The Periodic Table Symbol Icon

The most important symbol in the book is also its central subject: the periodic table of elements. This table contains all known chemical elements, the building blocks of the entire universe, and thus symbolizes all that can be captured by scientific knowledge. At the same time, Kean emphasizes that the table is not a wholly natural entity. It is also a human invention, with an assortment of very human stories attached to it. In this way, the table also represents the confluence of humankind and the natural world. Early in the book, Kean argues that the table is a kind of “storybook” and he proceeds to tell some of the many stories contained within the table over the course of the text. Of course, this assertion is a metaphor: to most people, the periodic table does not remotely resemble a storybook but instead looks like a rather dry scientific chart patterned with a jumble of letters and numbers. Part of what Kean aims to achieve in the book is to show that this dull veneer hides a much richer truth filled with surprising, entertaining, heart-warming, tragic, and terrifying stories.

Indeed, Kean’s depiction of the periodic table very much emphasizes its human side alongside scientific descriptions of how the different elements function and how they came to be arranged in this particular order. He describes the table as a “castle,” which underlines its manmade quality. At the same time, Kean emphasizes that the table is also not really manmade. This becomes most clear in his descriptions scientists’ efforts to find unknown elements and how elements thwart these efforts, evading capture. Ultimately, Kean shows that the periodic table is neither totally a human invention nor totally a natural entity—rather, it is both, and this is one of the many reasons why it is so fascinating.

The Periodic Table Quotes in The Disappearing Spoon

The The Disappearing Spoon quotes below all refer to the symbol of The Periodic Table. For each quote, you can also see the other characters and themes related to it (each theme is indicated by its own dot and icon, like this one:
Storytelling and Science Theme Icon
).
Introduction Quotes

I latched on to those tales, and recently, while reminiscing about mercury over breakfast, I realized that there’s a funny, or odd, or chilling tale attached to every element on the periodic table. At the same time, the table is one of the great intellectual achievements of humankind. It’s both a scientific accomplishment and a storybook, and I wrote this book to peel back all of its layers one by one, like the transparencies in an anatomy textbook that tell the same story at different depths.
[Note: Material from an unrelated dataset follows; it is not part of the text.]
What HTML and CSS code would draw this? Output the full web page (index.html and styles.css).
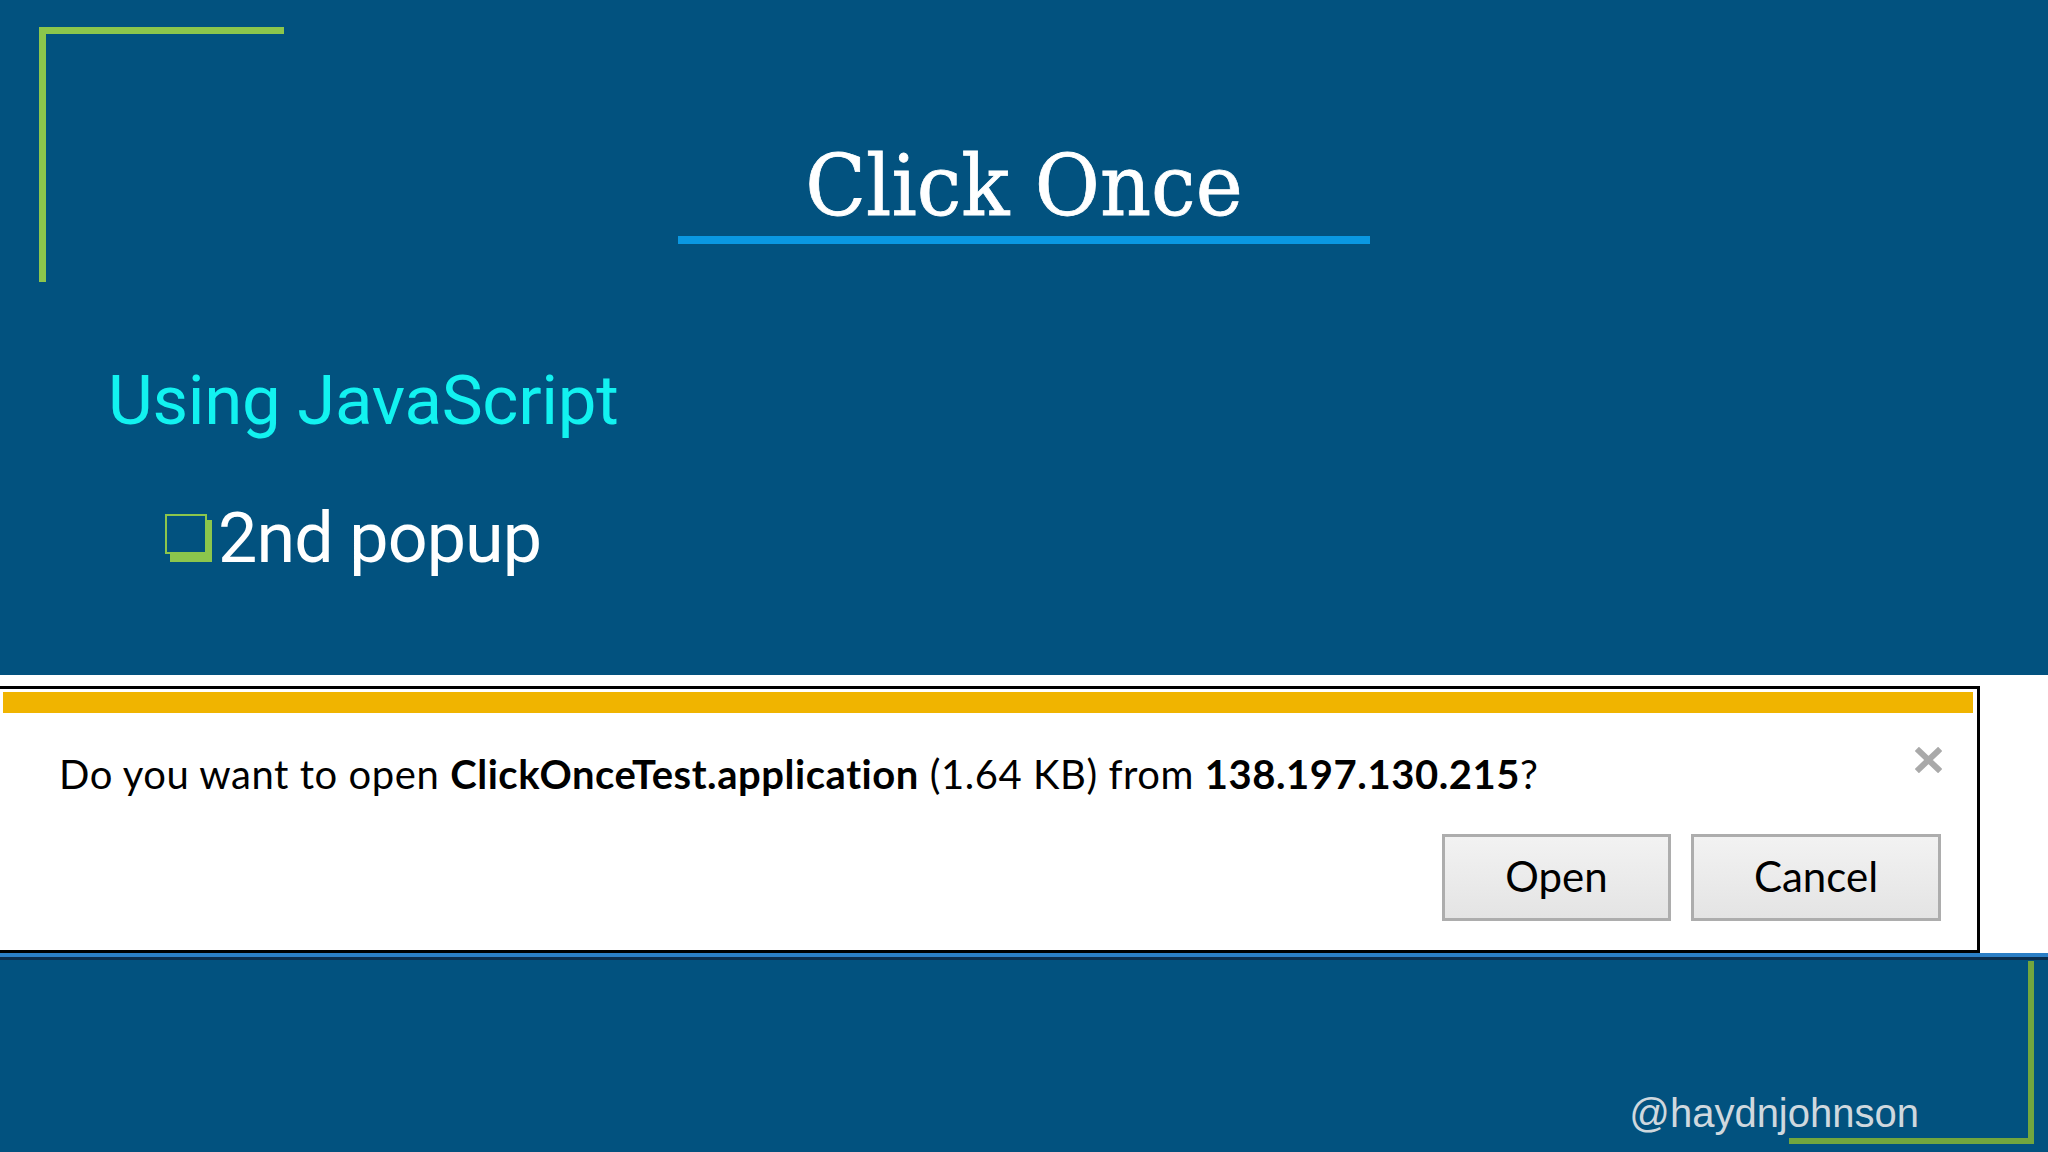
FILE: index.html
```html
<!DOCTYPE html>
<html lang="en">
<head>
<meta charset="utf-8">
<title>Click Once</title>
<link rel="stylesheet" href="styles.css">
</head>
<body>
<div class="slide">
  <section class="top">
    <div class="corner-tl"></div>
    <div class="title-wrap"><h1 class="title">Click Once</h1></div>
    <div class="title-rule"></div>
    <p class="subtitle">Using JavaScript</p>
    <div class="bullet-row">
      <span class="bullet"><span class="bullet-back"></span><span class="bullet-front"></span></span>
      <span class="bullet-text">2nd popup</span>
    </div>
  </section>
  <section class="shot">
    <div class="dialog">
      <div class="notice-bar"></div>
      <div class="msg-row">
        <p class="msg">Do you want to open <b>ClickOnceTest.application</b> (1.64 KB) from <b>138.197.130.215</b>?</p>
        <svg class="close" width="27" height="26" viewBox="0 0 27 26" aria-label="Close">
          <path d="M4 4 L23 22 M23 4 L4 22" stroke="#a9a9a9" stroke-width="6" stroke-linecap="square" fill="none"/>
        </svg>
      </div>
      <div class="btn-row">
        <button class="btn btn-open">Open</button>
        <button class="btn btn-cancel">Cancel</button>
      </div>
    </div>
  </section>
  <div class="shot-edge"></div>
  <section class="bottom">
    <span class="handle">@haydnjohnson</span>
    <div class="corner-br"></div>
  </section>
</div>
</body>
</html>
```

FILE: styles.css
```css
* { box-sizing: border-box; }
html, body { margin: 0; padding: 0; }
body {
  width: 2048px;
  height: 1152px;
  overflow: hidden;
  background: #02527f;
  font-family: Roboto, "Liberation Sans", sans-serif;
}
.slide {
  display: flex;
  flex-direction: column;
  width: 2048px;
  height: 1152px;
}
.top {
  position: relative;
  height: 675px;
  display: flex;
  flex-direction: column;
  padding-top: 143px;
}
.corner-tl {
  position: absolute;
  left: 39px;
  top: 27px;
  width: 245px;
  height: 255px;
  border-left: 7px solid #8cc64c;
  border-top: 7px solid #8cc64c;
}
.title-wrap {
  display: flex;
  justify-content: center;
}
.title {
  margin: 0;
  font-family: "DejaVu Serif", "Liberation Serif", serif;
  font-weight: normal;
  font-size: 85px;
  line-height: 85px;
  color: #ffffff;
  transform: scaleX(0.935);
  -webkit-text-stroke: 0.8px #ffffff;
}
.title-rule {
  align-self: center;
  width: 692px;
  height: 8px;
  margin-top: 8px;
  background: #0a98e2;
}
.subtitle {
  margin: 122px 0 0 108px;
  font-size: 69px;
  line-height: 69px;
  letter-spacing: -0.3px;
  color: #12f2f0;
}
.bullet-row {
  display: flex;
  align-items: flex-start;
  margin-top: 68px;
  padding-left: 165px;
}
.bullet {
  position: relative;
  width: 47px;
  height: 48px;
  margin-top: 11px;
}
.bullet-back {
  position: absolute;
  left: 5px;
  top: 6px;
  width: 42px;
  height: 42px;
  background: #8cc64c;
}
.bullet-front {
  position: absolute;
  left: 0;
  top: 0;
  width: 42px;
  height: 40px;
  background: #02527f;
  border: 2px solid #8cc64c;
}
.bullet-text {
  margin-left: 6px;
  font-size: 70px;
  line-height: 70px;
  letter-spacing: -0.9px;
  color: #ffffff;
}
.shot {
  height: 278px;
  background: #ffffff;
  padding-top: 11px;
}
.dialog {
  margin-left: -3px;
  width: 1983px;
  height: 267px;
  border: 3px solid #000000;
  padding: 3px 4px 0 3px;
  display: flex;
  flex-direction: column;
  font-family: Lato, "Open Sans", sans-serif;
}
.notice-bar {
  height: 21px;
  background: #f0b400;
}
.msg-row {
  display: flex;
  justify-content: space-between;
  align-items: flex-start;
  height: 26px;
  margin-top: 34px;
  padding-left: 56px;
  padding-right: 31px;
}
.msg {
  margin: 7px 0 0 0;
  font-size: 40px;
  line-height: 40px;
  letter-spacing: 0.55px;
  color: #000000;
  white-space: nowrap;
}
.msg b { font-weight: bold; }
.close { display: block; flex: none; }
.btn-row {
  display: flex;
  justify-content: flex-end;
  gap: 20px;
  margin-top: 61px;
  padding-right: 32px;
}
.btn {
  height: 87px;
  padding: 0 0 3px 0;
  border: 3px solid #adadad;
  background: linear-gradient(#f2f2f2, #e4e4e4);
  font-family: Lato, "Open Sans", sans-serif;
  font-size: 42px;
  line-height: 42px;
  color: #000000;
  text-align: center;
}
.btn-open { width: 229px; }
.btn-cancel { width: 250px; }
.shot-edge {
  height: 7px;
  border-top: 4px solid #2b7fc6;
  background: #0a2d4d;
}
.bottom {
  position: relative;
  flex: 1;
  display: flex;
  justify-content: flex-end;
  align-items: flex-start;
  padding-top: 133px;
  padding-right: 129px;
}
.handle {
  font-family: "Liberation Sans", Arial, sans-serif;
  font-size: 40px;
  line-height: 40px;
  color: #cfd8de;
}
.corner-br {
  position: absolute;
  right: 14px;
  top: 1px;
  width: 245px;
  height: 183px;
  border-right: 6px solid #72a63e;
  border-bottom: 6px solid #72a63e;
}
```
Related Characters: Sam Kean (speaker)
Related Symbols: The Periodic Table
Page Number: 7-8
Explanation and Analysis:

The periodic table is, finally, an anthropological marvel, a human artifact that reflects all of the wonderful and artful and ugly aspects of human beings and how we interact with the physical world—the history of our species written in a compact and elegant script.

Related Characters: Sam Kean (speaker)
Related Symbols: The Periodic Table
Page Number: 8
Explanation and Analysis:
Chapter 1: Geography is Destiny Quotes

People are used to reading from left to right (or right to left) in virtually every human language, but reading the periodic table up and down, column by column, as in some forms of Japanese, is actually more significant. Doing so reveals a rich subtext of relationships among elements, including unexpected rivalries and antagonisms. The periodic table has its own grammar, and reading between its lines reveals whole new stories.

Related Characters: Sam Kean (speaker)
Related Symbols: The Periodic Table
Page Number: 31
Explanation and Analysis:
Chapter 3: The Galápagos of the Periodic Table Quotes

The discovery of eka-aluminium, now known as gallium, raises the question of what really drives science forward—theories, which frame how people view the world, or experiments, the simplest of which can destroy elegant theories.

Related Characters: Sam Kean (speaker), Dmitri Mendeleev, Paul Emile François Lecoq de Boisbaudran
Related Symbols: The Periodic Table
Page Number: 54
Explanation and Analysis:
Chapter 12: Political Elements Quotes

The human mind and brain are the most complex structures known to exist. They burden humans with strong, complicated, and often contradictory desires, and even something as austere and scientifically pure as the periodic table reflects those desires. Fallible human beings constructed the periodic table, after all […] The periodic table embodies our frustrations and failures in every human field: economics, psychology, the arts, and—as the legacy of Gandhi and the trials of iodine prove—politics. No less than a scientific, there’s a social history of the elements.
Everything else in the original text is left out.